MAY 26, 1972.
IN RE ESTATE OF J. WARD BLOOMER, DECEASED (GWENDOLYN C. DODGE ET AL., PLAINTIFFS-APPELLANTS,
EDWARD KRAMM, EXR. OF THE ESTATE OF J. WARD BLOOMER, DECEASED, DEFENDANT-APPELLEE.)
APPEAL from the Circuit Court of Mercer County; the Hon.
CHARLES H. CARLSTROM, Judge, presiding.
MR. JUSTICE DIXON DELIVERED THE OPINION OF THE COURT:
J. Ward Bloomer of Mercer County, Illinois, died January 23, 1967, and his will was admitted to probate February 21, 1967.
The will contained a specific devise of three parcels of real estate to Vaughn A. Dodge and another specific devise of two parcels of real estate to Gwendolyn C. Dodge.
After the will was executed, the testator entered into an executory contract for deed agreeing upon performance by the vendee to convey one of the parcels devised to Vaughn Dodge.
Also, after the will was executed the testator entered into the same type of agreement with another vendee agreeing to convey one of the parcels devised to Gwendolyn A. Dodge. Both contracts were in default at the time of testator's death. The executor cancelled the contracts and entered into new ones.
Vaughn A. Dodge and Gwendolyn C. Dodge, the specific devisees, filed a petition to determine their respective rights. The trial court found that the specific devises were adeemed and that the proceeds collected by the executor were to be distributed under the residuary clause of the will.
From the ruling, petitioners have taken this appeal and ask for a reversal.
The issue presented on appeal is whether if the testator, after making his will, makes a contract for the sale of property specifically devised therein, and any part of the contract remains executory at his death, the disposition of the property by the contract shall not revoke the devise but the property shall pass to the devisee subject to the contract.
Section 46a of the Probate Act, ch. 3, Illinois Rev. Stats. Sec. 46a, which now provides for the exact situation, was adopted July 26, 1967, about six months after the testator's death.
In 2 James Ill. Probate Law, Sec. 43.90 the author says, "Where the vendor dies testate devising the land, the devisee is entitled to the purchase money in the absence of a contrary intent, and is entitled to the realty on failure of the vendee to pay the purchase price".
In 3A Horner, Probate Practice and Estates, Sec. 2261 it is said, "* * * if he dies testate devising the land, the devisee is entitled to the purchase money in the absence of a contrary intent, for the devise to him indicates the intent of the testator that the devisee shall take the benefit of the contract." Adams' Eq. 140; Storey's Eq. (14th Ed.) Sec. 1096; Pomeroy's Eq. (5th Ed.) Sec. 368; Strong v. Lord, 107 Ill. 25; Fuller v. Bradley, 160 Ill. 51; Covey v. Dinsmoor, 226 Ill. 438, Affy 129 Ill. App. 49; Adams v. Peabody Coal Co., 230 Ill. 469; Heirs of Wright v. Minshall, 72 Ill. 584; First Trust and Savings Bank v. Olson, 353 Ill. 206, 213.
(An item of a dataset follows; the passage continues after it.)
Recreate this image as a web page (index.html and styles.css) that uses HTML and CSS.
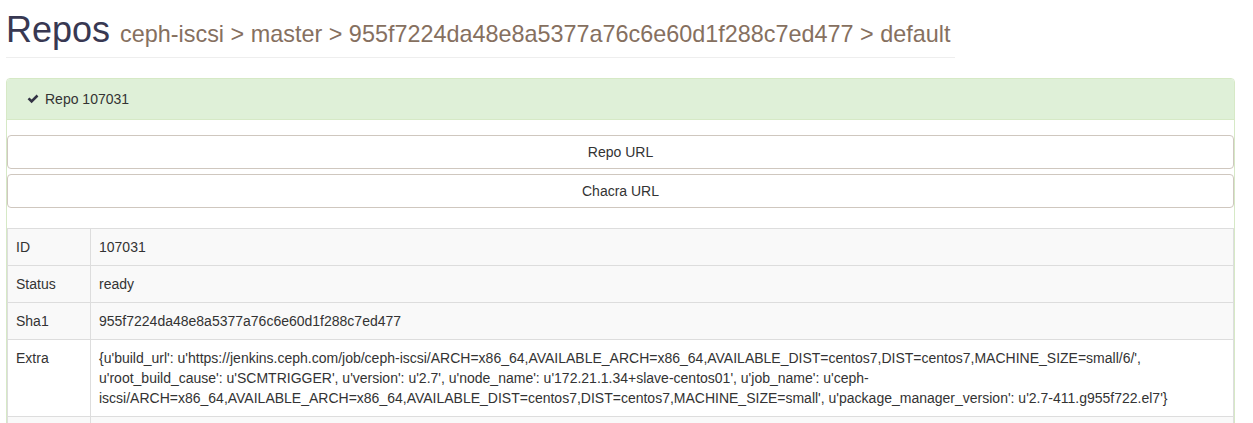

"Where the testator has merely entered into an executory contract for the sale of land, it has been held, in accordance with general rules with respect to the effect of executory contract to work an ademption, that the testamentary provision is not adeemed thereby." 96 C.J.S. Wills, Sec. 1177.
At common law an executory contract to sell real estate revoked a specific devise of the property in a previously executed will under the doctrine of equitable conversion. (95 C.J.S. Wills, Sec. 294d.) While Illinois is a common law State and might have been expected to follow the common law it has not done so. In Adams v. Peabody Coal Co., 230 Ill. 469, the court said, "The doctrine of equitable conversion * * * should not apply in cases of this kind, as it would result in defeating the intention of the testator, which is the paramount rule of construction as to wills".
Austin Fleming in his recent Comment to Sec. 46a, James, supra, says in referring to Adams v. Peabody, "While the court held that the specific devisee was entitled to the proceeds of the contract * * *, the holding was based on Covey v. Dinsmoor where the devise was made subject to the contract, with no discussion of important factual differences and without comment on the ademption question".
Adams v. Peabody was decided in 1907, since that time the eminent text writers above cited, accepted it to be the law without criticism at least until after it was codified by the addition of Sec. 46a of the Probate Act. We believe that the law as declared in Adams v. Peabody should stand.
The judgment of the Circuit Court of Mercer County will therefore be reversed.
STOUDER, P.J., and SCOTT, J., concur.